Hay que recibir a la cofradía como se entra en una iglesia: con una emoción que apenas permite hablar en algunos susurros, pero quien se acercó anoche a seguirla también escuchó sus pequeñas músicas, que como la de los instrumentos tiene su cadencia y hasta su canon.
Lo pensaron quienes la escucharon, justo al final, allí donde la Buena Muerte, además de admiración, estilo y sobriedad, es también deslumbramiento y exuberancia. La Reina de los Mártires llevó banda dos veces extraordinarias, pero tiene su música y es la de los flecos que golpean en los varales.
Tiene el ritmo exacto del paso largo y del golpe acompasado y en ella también se reza y se pide a la Virgen que no abandone a quien está en la acera. El mismo que lo reconoce justo en su medida, como lo recuerda. La Buena Muerte había salido justo a la medianoche de San Hipólito y regresaba a casa por la Puerta del Perdón hacia Deanes.
En este año la Agrupación de Cofradías le permitía salir por allí y evitar el rodeo por Santa Catalina, igual que hará el Resucitado. Los que van a verla todos los años no deben notar cambios: la fidelidad a sí misma es una bandera. Había tres nazarenos con la misma túnica y varas distintas: una representación de la joven y prometedora fraternidad del Cristo de la Confianza.
El Cristo de la Buena Muerte, austero en su paso, combinaba los claveles rojo sangre con un pequeño friso de iris, y había que buscar en la memoria para pensar en otro momento en que combinase dos especies.
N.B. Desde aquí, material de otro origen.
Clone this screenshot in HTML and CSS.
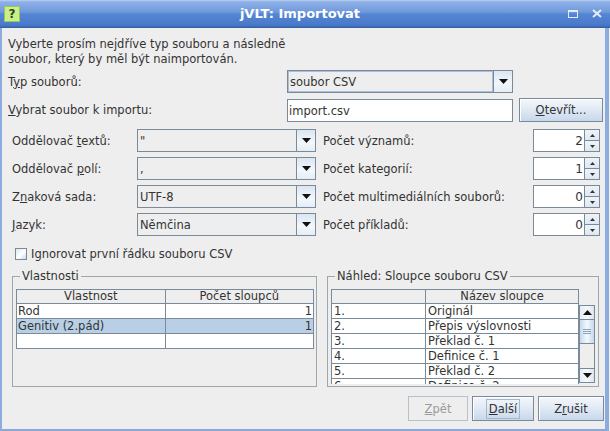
FILE: index.html
```html
<!DOCTYPE html>
<html lang="cs">
<head>
<meta charset="utf-8">
<title>jVLT: Importovat</title>
<link rel="stylesheet" href="styles.css">
</head>
<body>
<div class="window">
  <header class="titlebar">
    <span class="app-icon">?</span>
    <span class="title">jVLT: Importovat</span>
    <span class="wm-controls">
      <svg class="wm-max" width="10" height="8" viewBox="0 0 10 8"><rect x="0.5" y="0.5" width="9" height="7" fill="none" stroke="#e4ecf8"/><line x1="0" y1="1.5" x2="10" y2="1.5" stroke="#e4ecf8"/></svg>
      <svg class="wm-close" width="10" height="9" viewBox="0 0 10 9"><path d="M1 1 L9 8 M9 1 L1 8" stroke="#e4ecf8" stroke-width="2"/></svg>
    </span>
  </header>
  <main class="frame">
    <p class="intro">Vyberte prosím nejdříve typ souboru a následně<br>soubor, který by měl být naimportován.</p>

    <div class="file-grid">
      <span class="lbl">T<u>y</u>p souborů:</span>
      <div class="combo focused"><span class="combo-value">soubor CSV</span><span class="combo-arrow"><svg width="9" height="5" viewBox="0 0 9 5"><polygon points="0,0 9,0 4.5,5" fill="#111"/></svg></span></div>
      <span></span>
      <span class="lbl"><u>V</u>ybrat soubor k importu:</span>
      <div class="textfield">import.csv</div>
      <button class="btn btn-open"><u>O</u>tevřít...</button>
    </div>

    <div class="options-grid">
      <span class="lbl">Oddělovač <u>t</u>extů:</span>
      <div class="combo"><span class="combo-value">"</span><span class="combo-arrow"><svg width="9" height="5" viewBox="0 0 9 5"><polygon points="0,0 9,0 4.5,5" fill="#111"/></svg></span></div>
      <span class="lbl rlbl">Počet významů:</span>
      <div class="spinner"><span class="spin-value">2</span><span class="spin-buttons"><span class="spin-btn"><svg width="5" height="3" viewBox="0 0 5 3"><polygon points="2.5,0 5,3 0,3" fill="#333"/></svg></span><span class="spin-btn"><svg width="5" height="3" viewBox="0 0 5 3"><polygon points="0,0 5,0 2.5,3" fill="#333"/></svg></span></span></div>

      <span class="lbl">Oddělovač <u>p</u>olí:</span>
      <div class="combo"><span class="combo-value">,</span><span class="combo-arrow"><svg width="9" height="5" viewBox="0 0 9 5"><polygon points="0,0 9,0 4.5,5" fill="#111"/></svg></span></div>
      <span class="lbl rlbl">Počet kategorií:</span>
      <div class="spinner"><span class="spin-value">1</span><span class="spin-buttons"><span class="spin-btn"><svg width="5" height="3" viewBox="0 0 5 3"><polygon points="2.5,0 5,3 0,3" fill="#333"/></svg></span><span class="spin-btn"><svg width="5" height="3" viewBox="0 0 5 3"><polygon points="0,0 5,0 2.5,3" fill="#333"/></svg></span></span></div>

      <span class="lbl">Z<u>n</u>aková sada:</span>
      <div class="combo"><span class="combo-value">UTF-8</span><span class="combo-arrow"><svg width="9" height="5" viewBox="0 0 9 5"><polygon points="0,0 9,0 4.5,5" fill="#111"/></svg></span></div>
      <span class="lbl rlbl">Počet multimediálních souborů:</span>
      <div class="spinner"><span class="spin-value">0</span><span class="spin-buttons"><span class="spin-btn"><svg width="5" height="3" viewBox="0 0 5 3"><polygon points="2.5,0 5,3 0,3" fill="#333"/></svg></span><span class="spin-btn"><svg width="5" height="3" viewBox="0 0 5 3"><polygon points="0,0 5,0 2.5,3" fill="#333"/></svg></span></span></div>

      <span class="lbl"><u>J</u>azyk:</span>
      <div class="combo"><span class="combo-value">Němčina</span><span class="combo-arrow"><svg width="9" height="5" viewBox="0 0 9 5"><polygon points="0,0 9,0 4.5,5" fill="#111"/></svg></span></div>
      <span class="lbl rlbl">Počet příkladů:</span>
      <div class="spinner"><span class="spin-value">0</span><span class="spin-buttons"><span class="spin-btn"><svg width="5" height="3" viewBox="0 0 5 3"><polygon points="2.5,0 5,3 0,3" fill="#333"/></svg></span><span class="spin-btn"><svg width="5" height="3" viewBox="0 0 5 3"><polygon points="0,0 5,0 2.5,3" fill="#333"/></svg></span></span></div>
    </div>

    <label class="checkbox"><span class="box"></span>Ignorovat první řádku souboru CSV</label>

    <div class="groups">
      <fieldset class="group group-left">
        <legend>Vlastnosti</legend>
        <table class="grid props">
          <thead><tr><th>Vlastnost</th><th>Počet sloupců</th></tr></thead>
          <tbody>
            <tr><td>Rod</td><td class="num">1</td></tr>
            <tr class="selected"><td>Genitiv (2.pád)</td><td class="num">1</td></tr>
            <tr><td></td><td></td></tr>
          </tbody>
        </table>
      </fieldset>
      <fieldset class="group group-right">
        <legend>Náhled: Sloupce souboru CSV</legend>
        <div class="preview">
          <div class="preview-viewport">
            <table class="grid cols">
              <thead><tr><th></th><th>Název sloupce</th></tr></thead>
              <tbody>
                <tr><td>1.</td><td>Originál</td></tr>
                <tr><td>2.</td><td>Přepis výslovnosti</td></tr>
                <tr><td>3.</td><td>Překlad č. 1</td></tr>
                <tr><td>4.</td><td>Definice č. 1</td></tr>
                <tr><td>5.</td><td>Překlad č. 2</td></tr>
                <tr><td>6.</td><td>Definice č. 2</td></tr>
              </tbody>
            </table>
          </div>
          <div class="scrollbar">
            <span class="sb-btn"><svg width="9" height="5" viewBox="0 0 9 5"><polygon points="4.5,0 9,5 0,5" fill="#111"/></svg></span>
            <span class="sb-thumb"><i></i><i></i><i></i></span>
            <span class="sb-track"></span>
            <span class="sb-btn"><svg width="9" height="5" viewBox="0 0 9 5"><polygon points="0,0 9,0 4.5,5" fill="#111"/></svg></span>
          </div>
        </div>
      </fieldset>
    </div>

    <div class="buttons">
      <button class="btn btn-back" disabled><u>Z</u>pět</button>
      <button class="btn btn-next"><span class="focus"><u>D</u>alší</span></button>
      <button class="btn btn-cancel">Z<u>r</u>ušit</button>
    </div>
  </main>
</div>
</body>
</html>
```

FILE: styles.css
```css
html, body {
  margin: 0;
  padding: 0;
  background: #eeeeee;
}
body {
  font-family: "DejaVu Sans", sans-serif;
  font-size: 11.5px;
  color: #333333;
}
u {
  text-decoration: underline;
  text-underline-offset: 1px;
}
.window {
  width: 610px;
  height: 431px;
  display: flex;
  flex-direction: column;
  overflow: hidden;
}

/* title bar */
.titlebar {
  height: 28px;
  flex: none;
  box-sizing: border-box;
  display: flex;
  align-items: center;
  background: linear-gradient(to bottom, #b9d0f4 0px, #8eb0e6 2px, #7099dc 12px, #5486d3 14px, #4a7bcc 24px, #3f6cba 27px);
  border-bottom: 1px solid #37609f;
}
.app-icon {
  width: 16px;
  height: 16px;
  flex: none;
  box-sizing: border-box;
  margin-left: 4px;
  margin-top: 1px;
  border: 1px solid #9cc35c;
  background: #c8f08a;
  color: #34451a;
  font-weight: bold;
  font-size: 12px;
  line-height: 14px;
  text-align: center;
}
.title {
  flex: 1;
  text-align: center;
  padding-left: 12px;
  color: #ffffff;
  font-weight: bold;
  font-size: 13px;
}
.wm-controls {
  margin-right: 8px;
  display: flex;
  align-items: center;
  gap: 14px;
}

/* frame */
.frame {
  flex: 1;
  min-height: 0;
  display: flex;
  flex-direction: column;
  border-left: 2px solid #8cacdf;
  border-right: 4px solid #8cacdf;
  border-bottom: 2px solid #8aa7d6;
  margin-right: 1px;
  padding: 9px 1px 0 6px;
}
.intro {
  margin: 0;
  line-height: 15px;
}
.lbl {
  white-space: nowrap;
}

/* combos, fields, buttons */
.combo {
  display: flex;
  height: 23px;
  box-sizing: border-box;
  border: 1px solid #7a8a99;
  background: #eeeeee;
}
.combo-value {
  flex: 1;
  display: flex;
  align-items: center;
  padding-left: 2px;
  white-space: nowrap;
}
.combo.focused .combo-value {
  box-shadow: inset 0 0 0 1px #a9c0da;
}
.combo-arrow {
  width: 18px;
  flex: none;
  border-left: 1px solid #7a8a99;
  display: flex;
  align-items: center;
  justify-content: center;
  background: linear-gradient(to bottom, #dbe6f2, #f3f7fb 60%, #e4ecf5);
}
.textfield {
  height: 23px;
  box-sizing: border-box;
  border: 1px solid #7a8a99;
  background: #ffffff;
  display: flex;
  align-items: center;
  padding-left: 1px;
}
.btn {
  font: inherit;
  color: #333333;
  height: 24px;
  box-sizing: border-box;
  border: 1px solid #7a8a99;
  box-shadow: inset 1px 1px 0 #ffffff;
  background: linear-gradient(to bottom, #f4f7fb 0%, #e4ecf6 40%, #c7d8eb 100%);
  padding: 0;
  display: flex;
  align-items: center;
  justify-content: center;
}
.btn[disabled] {
  color: #9a9a9a;
  border-color: #b8c0c8;
  background: #eeeeee;
  box-shadow: none;
}

/* top grid */
.file-grid {
  margin-top: 3px;
  display: grid;
  grid-template-columns: 279px 226px 90px;
  grid-template-rows: 23px 24px;
  row-gap: 5px;
  align-items: center;
}
.btn-open {
  justify-self: end;
  width: 84px;
}
.file-grid .textfield {
  align-self: end;
}

/* options grid */
.options-grid {
  margin-top: 7px;
  margin-left: 4px;
  display: grid;
  grid-template-columns: 125px 179px 217px 67px;
  grid-auto-rows: 23px;
  row-gap: 5px;
  align-items: center;
}
.rlbl {
  padding-left: 7px;
}
.spinner {
  display: flex;
  height: 23px;
  box-sizing: border-box;
}
.spin-value {
  flex: 1;
  border: 1px solid #7a8a99;
  border-right: none;
  background: #ffffff;
  display: flex;
  align-items: center;
  justify-content: flex-end;
  padding-right: 1px;
  font-size: 12px;
}
.spin-buttons {
  width: 16px;
  display: flex;
  flex-direction: column;
}
.spin-btn {
  flex: 1;
  box-sizing: border-box;
  border: 1px solid #7a8a99;
  background: linear-gradient(to bottom, #eef3f9, #dfe8f2);
  display: flex;
  align-items: center;
  justify-content: center;
}
.spin-btn + .spin-btn {
  border-top: none;
}

/* checkbox */
.checkbox {
  margin-top: 11px;
  margin-left: 7px;
  display: flex;
  align-items: center;
  gap: 4px;
  height: 13px;
}
.box {
  width: 12px;
  height: 12px;
  box-sizing: border-box;
  border: 1px solid #7a8a99;
  background: linear-gradient(135deg, #dce7f3, #ffffff 55%, #c6d8ea);
}

/* groups */
.groups {
  margin-top: 10px;
  margin-left: 4px;
  display: flex;
  gap: 10px;
}
.group {
  margin: 0;
  padding: 6px 2px 0 3px;
  border: 1px solid #9ea6ae;
  box-sizing: border-box;
  height: 117px;
  min-width: 0;
}
.group legend {
  margin-left: 4px;
  padding: 0 2px;
  line-height: 13px;
}
.group-left {
  width: 305px;
}
.group-right {
  width: 272px;
}

.grid {
  border-collapse: collapse;
  table-layout: fixed;
  width: 298px;
}
.grid th, .grid td {
  padding: 0 1px;
  white-space: nowrap;
  overflow: hidden;
  font-weight: normal;
  box-sizing: border-box;
}
.grid th {
  height: 14px;
  line-height: 13px;
  text-align: center;
  background: #eeeeee;
  border: 1px solid #7a8a99;
}
.grid td {
  height: 15px;
  line-height: 14px;
  background: #ffffff;
  border: 1px solid #7a8a99;
  border-top: none;
}
.grid td.num {
  text-align: right;
}
.grid tr.selected td {
  background: #b8cfe5;
}

.preview {
  display: flex;
  height: 95px;
}
.preview-viewport {
  width: 248px;
  overflow: hidden;
}
.cols {
  width: 248px;
}
.cols th:first-child, .cols td:first-child {
  width: 94px;
}
.cols td {
  padding-left: 2px;
}
.scrollbar {
  width: 16px;
  margin-top: 16px;
  height: 78px;
  display: flex;
  flex-direction: column;
  box-sizing: border-box;
  border: 1px solid #7a8a99;
  border-left: none;
}
.sb-btn {
  height: 14px;
  flex: none;
  box-sizing: border-box;
  border-left: 1px solid #7a8a99;
  background: linear-gradient(to right, #e6edf5, #f6f9fc 50%, #dbe5f0);
  display: flex;
  align-items: center;
  justify-content: center;
}
.sb-btn:first-child {
  border-bottom: 1px solid #7a8a99;
}
.sb-btn:last-child {
  border-top: 1px solid #7a8a99;
}
.sb-thumb {
  height: 24px;
  flex: none;
  box-sizing: border-box;
  border: 1px solid #7a8a99;
  border-right: none;
  border-top: none;
  background: linear-gradient(to right, #c5d8ec, #f4f8fc 50%, #c5d8ec);
  display: flex;
  flex-direction: column;
  align-items: center;
  justify-content: center;
  gap: 1px;
}
.sb-thumb i {
  width: 8px;
  height: 1px;
  background: #8aa6c6;
}
.sb-track {
  flex: 1;
  border-left: 1px solid #7a8a99;
  background: #eeeeee;
}

/* bottom buttons */
.buttons {
  margin-top: 9px;
  display: flex;
  justify-content: flex-end;
  gap: 4px;
}
.buttons .btn {
  height: 25px;
}
.btn-back { width: 60px; }
.btn-next { width: 62px; }
.btn-cancel { width: 66px; }
.focus {
  padding: 2px 2px;
  outline: 1px solid #a3b8cc;
}
```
Por Judería le cantaron una saeta vieja de Córdoba: corta, austera, menos flamenca que las de siempre.
Libro de reglas
Estrenaba la cofradía el nuevo libro de reglas, un evangeliario de principios del siglo XX, y la restauración del bacalao, y en los cirios al cuadril de sus nazarenos iba un suspiro de admiración de quien quisiera algo así para el lugar de donde venía.
Pareja de nazarenos tras pareja de nazarenos se iba acercando Nuestra Señora Reina de los Mártires, y la música de las bambalinas de su palio deslumbrante la anunciaba, con la precisión de un caminante que sabe a donde va.
No faltaba público en las aceras, y todos podían pegarse al perfil, rezar ante los grandes ojos de la Dolorosa, disfrutar otra vez de su palio inalcanzable, con impecables rosas blancas. Se habían recogido las cofradías del Jueves Santo y todavía quedaba mucho por rezar.